Bailey: I watched the game against Liverpool, and Marcus Rashford rightly got the praise for the way he finished the goals. I think if Rashford can keep reading flick-ons from Romelu Lukaku, and Alexis Sanchez can start finding those great passes that he's known for, that combination could be crucial for the team. To win big trophies, you need three strikers who can hurt teams, not just one. I like Rashford, he’s impressed me with his pace, and Alexis is absolute class, even if it’s not happening for him at the moment. His ability to see a pass and sniff an opportunity is great. If United have three forwards firing, anything is possible.
Smith: I was quite surprised by the defeat at Everton because the team played so well to beat Arsenal the week before. There is an excellent team spirit in the Brighton camp. There are no star players, as such, but there is a team that plays very well together. Chris Hughton has got them well organised and we were one of the most in-form teams in the league heading into the Everton game. Maybe the FA Cup game came into the heads of the players a bit because we are probably safe in the league now.
How do you fancy your team's chances on Saturday night?
Bailey: I think United will win. Jose Mourinho will look for his team to give away nothing and rely on the talent we have up front to make the most of opportunities.
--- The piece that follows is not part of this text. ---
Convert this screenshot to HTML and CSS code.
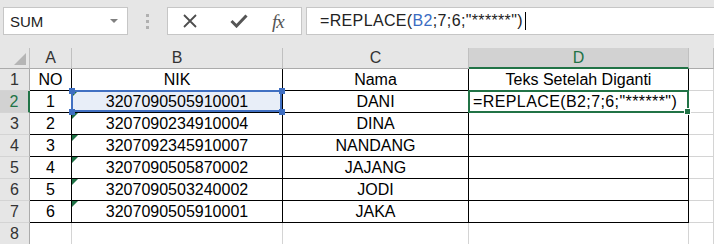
FILE: index.html
```html
<!DOCTYPE html>
<html lang="en">
<head>
    <meta charset="UTF-8">
    <title>REPLACE NIK</title>
    <link rel="stylesheet" href="styles.css">
</head>
<body>
    <!-- Formula bar -->
    <div class="toolbar">
        <div class="name-box">
            <span>SUM</span>
            <span class="drop"></span>
        </div>
        <div class="grip"><i></i><i></i><i></i></div>
        <div class="fx-box">
            <svg class="btn" width="16" height="14" viewBox="0 0 16 14">
                <path d="M2 1 L14 13 M14 1 L2 13" stroke="#4d4d4d" stroke-width="1.8" fill="none"/>
            </svg>
            <svg class="btn" width="18" height="14" viewBox="0 0 18 14">
                <path d="M1.5 7 L6.5 12 L16.5 1.5" stroke="#555" stroke-width="3" fill="none"/>
            </svg>
            <span class="fx">fx</span>
        </div>
        <div class="formula">=REPLACE(<span class="ref">B2</span>;7;6;"******")<span class="caret"></span></div>
    </div>

    <!-- Sheet -->
    <div class="sheet">
        <div class="hd corner"></div>
        <div class="hd">A</div>
        <div class="hd">B</div>
        <div class="hd">C</div>
        <div class="hd hd-sel">D</div>
        <div class="hd"></div>

        <div class="rh">1</div>
        <div class="c">NO</div>
        <div class="c">NIK</div>
        <div class="c">Nama</div>
        <div class="c">Teks Setelah Diganti</div>
        <div class="g"></div>

        <div class="rh rh-sel">2</div>
        <div class="c">1</div>
        <div class="c txt range">3207090505910001<i class="h tl"></i><i class="h tr"></i><i class="h bl"></i><i class="h br"></i></div>
        <div class="c">DANI</div>
        <div class="c active">=REPLACE(B2;7;6;"******")</div>
        <div class="g"></div>

        <div class="rh">3</div>
        <div class="c">2</div>
        <div class="c txt">3207090234910004</div>
        <div class="c">DINA</div>
        <div class="c"></div>
        <div class="g"></div>

        <div class="rh">4</div>
        <div class="c">3</div>
        <div class="c txt">3207092345910007</div>
        <div class="c">NANDANG</div>
        <div class="c"></div>
        <div class="g"></div>

        <div class="rh">5</div>
        <div class="c">4</div>
        <div class="c txt">3207090505870002</div>
        <div class="c">JAJANG</div>
        <div class="c"></div>
        <div class="g"></div>

        <div class="rh">6</div>
        <div class="c">5</div>
        <div class="c txt">3207090503240002</div>
        <div class="c">JODI</div>
        <div class="c"></div>
        <div class="g"></div>

        <div class="rh">7</div>
        <div class="c">6</div>
        <div class="c txt">3207090505910001</div>
        <div class="c">JAKA</div>
        <div class="c"></div>
        <div class="g"></div>

        <div class="rh">8</div>
        <div class="g"></div>
        <div class="g"></div>
        <div class="g"></div>
        <div class="g"></div>
        <div class="g"></div>
    </div>
</body>
</html>
```

FILE: styles.css
```css
body {
    margin: 0;
    width: 714px;
    height: 244px;
    overflow: hidden;
    background: #fff;
    font-family: "Liberation Sans", Arial, sans-serif;
}

/* Formula bar */
.toolbar {
    height: 48px;
    background: #e6e6e6;
    display: flex;
    align-items: flex-start;
    padding-top: 7px;
    box-sizing: border-box;
}

.name-box, .fx-box, .formula {
    height: 28px;
    background: #fff;
    border: 1px solid #c6c6c6;
    box-sizing: border-box;
    display: flex;
    align-items: center;
}

.name-box {
    margin-left: 3px;
    width: 125px;
    padding: 0 0 0 6px;
    font-size: 15px;
    color: #222;
    justify-content: space-between;
}

.drop {
    width: 0;
    height: 0;
    margin-right: 9px;
    border-left: 4px solid transparent;
    border-right: 4px solid transparent;
    border-top: 4px solid #808080;
}

.grip {
    width: 39px;
    height: 28px;
    display: flex;
    flex-direction: column;
    align-items: center;
    justify-content: center;
    gap: 3px;
}

.grip i {
    width: 3px;
    height: 3px;
    background: #b0b0b0;
}

.fx-box {
    width: 135px;
    padding-left: 14px;
    gap: 32px;
}

.fx {
    font-family: "Liberation Serif", serif;
    font-style: italic;
    font-size: 19px;
    color: #555;
    margin-left: -8px;
    margin-top: 2px;
    letter-spacing: -1px;
}

.formula {
    margin-left: 4px;
    flex: 1;
    padding-left: 13px;
    font-size: 16px;
    letter-spacing: 0.35px;
    color: #222;
    border-right: none;
}

.ref {
    color: #3a6cc2;
}

.caret {
    width: 1px;
    height: 18px;
    margin-left: 2px;
    background: #000;
}

/* Sheet */
.sheet {
    display: grid;
    grid-template-columns: 30px 42px 211px 186px 220px 1fr;
    grid-template-rows: 21px repeat(8, 22px);
    font-size: 16px;
}

.sheet > div {
    box-sizing: border-box;
    display: flex;
    align-items: center;
    justify-content: center;
    position: relative;
}

.hd {
    background: #e6e6e6;
    color: #333;
    border-right: 1px solid #c0c0c0;
    border-bottom: 1px solid #ababab;
}

.hd-sel {
    background: #d2d2d2;
    color: #217346;
    border-bottom: 2px solid #217346;
}

.corner::after {
    content: "";
    position: absolute;
    right: 3px;
    bottom: 3px;
    border-left: 12px solid transparent;
    border-bottom: 12px solid #b5b5b5;
}

.rh {
    background: #e6e6e6;
    color: #333;
    border-right: 1px solid #ababab;
    border-bottom: 1px solid #d4d4d4;
}

.rh-sel {
    background: #d2d2d2;
    color: #217346;
    border-right: 2px solid #217346;
}

.c {
    color: #000;
    border-right: 1px solid #000;
    border-bottom: 1px solid #000;
}

.g {
    border-right: 1px solid #d4d4d4;
    border-bottom: 1px solid #d4d4d4;
}

/* number stored as text marker */
.txt::before {
    content: "";
    position: absolute;
    left: 0;
    top: 0;
    border-top: 6px solid #1e7145;
    border-right: 6px solid transparent;
}

/* referenced range B2 */
.range {
    background: #e8eef8;
}

.range::after {
    content: "";
    position: absolute;
    left: -1px;
    top: -1px;
    right: 0;
    bottom: 0;
    border: 2px solid #4170c2;
}

.h {
    position: absolute;
    width: 6px;
    height: 6px;
    background: #3e6ec1;
    z-index: 2;
}

.tl { left: -3px; top: -3px; }
.tr { right: -3px; top: -3px; }
.bl { left: -3px; bottom: -3px; }
.br { right: -3px; bottom: -3px; }

/* active cell D2 */
.sheet > .active {
    justify-content: flex-start;
    padding-left: 4px;
    letter-spacing: 0.4px;
    white-space: nowrap;
}

.active::after {
    content: "";
    position: absolute;
    left: -1px;
    top: -1px;
    right: -1px;
    bottom: -1px;
    border: 2px solid #217346;
}

.active::before {
    content: "";
    position: absolute;
    right: -3px;
    bottom: -3px;
    width: 5px;
    height: 5px;
    background: #217346;
    border: 1px solid #fff;
    z-index: 2;
}
```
And when opponents do get through the defence, they have David De Gea, who I have to give a mention. He is world class. He never seems to get rattled and has to go down alongside Peter Schmeichel and Edwin van der Sar as the best keepers United have ever had.
Smith: I do think we have a chance to go through. Glenn Murray looks a real threat up front – he’s good in the air and a good target man – and United will need to watch him. One benefit Brighton have is that we are underdogs and that can help because you can go and play without any freedom in a cup match such as this, because nobody is expecting anything from you. United really need to win so there is a bit of pressure on them.
You had a replay to contend with in the 1983 final, although this tie cannot go to a second game, of course...
Bailey: I remember playing a team three times to decide the result! That's how cup football was back then. But now, I understand why it's all decided in one game, that it’s all done on the day. I cover Spanish football from Miami, and they still have home and away legs in cup ties, so the big teams don’t care as much when they play smaller teams, as they'll have another game to put it right if necessary. I like the one-game format – it all happens on the day and I have nothing against that. And of course, as a keeper a shoot-out is the only chance you have of being the hero. Most keepers love it, although you need luck. Sometimes it doesn’t go for you. I remember the shootout in the 1985 UEFA Cup quarter-final against Videoton. They sent me the wrong way five times!
Smith: I can understand the reasons to settle it in one game, because of the amount of matches the big teams, in particular, have to play nowadays – with group-stage football in Europe and more international games than there used to be. So at the top level it’s not a big loss but for smaller teams they do miss out on the financial opportunity that a replay brings and also the opportunity of playing at home in the replay and maybe having a bigger opportunity to get through to the next round. I can understand why it’s been done but it does suit the big clubs, without doubt. I might have agreed to a shoot-out in 1983, though! I would have taken one myself that day, definitely.
What would an FA Cup triumph mean to your club this season?
Bailey: The FA Cup is still an important trophy. It’s a great day out in the final at Wembley. If United win it, and finish second in the league, it will be a decent season for them. Brighton are a good team so it will be a tough quarter-final but I expect United to find the gaps and take the opportunities when they come.
Smith: It would be fantastic. I would love to see it. If they win the Cup, it would stop people talking about my miss… well, to an extent! Brighton is a fantastic club. For years, we had no stadium and no money but chairman Tony Bloom has turned Brighton around and brought them back to the top level, which is great to see. A Cup win would just make it so special but to get them to where they are now is success in itself.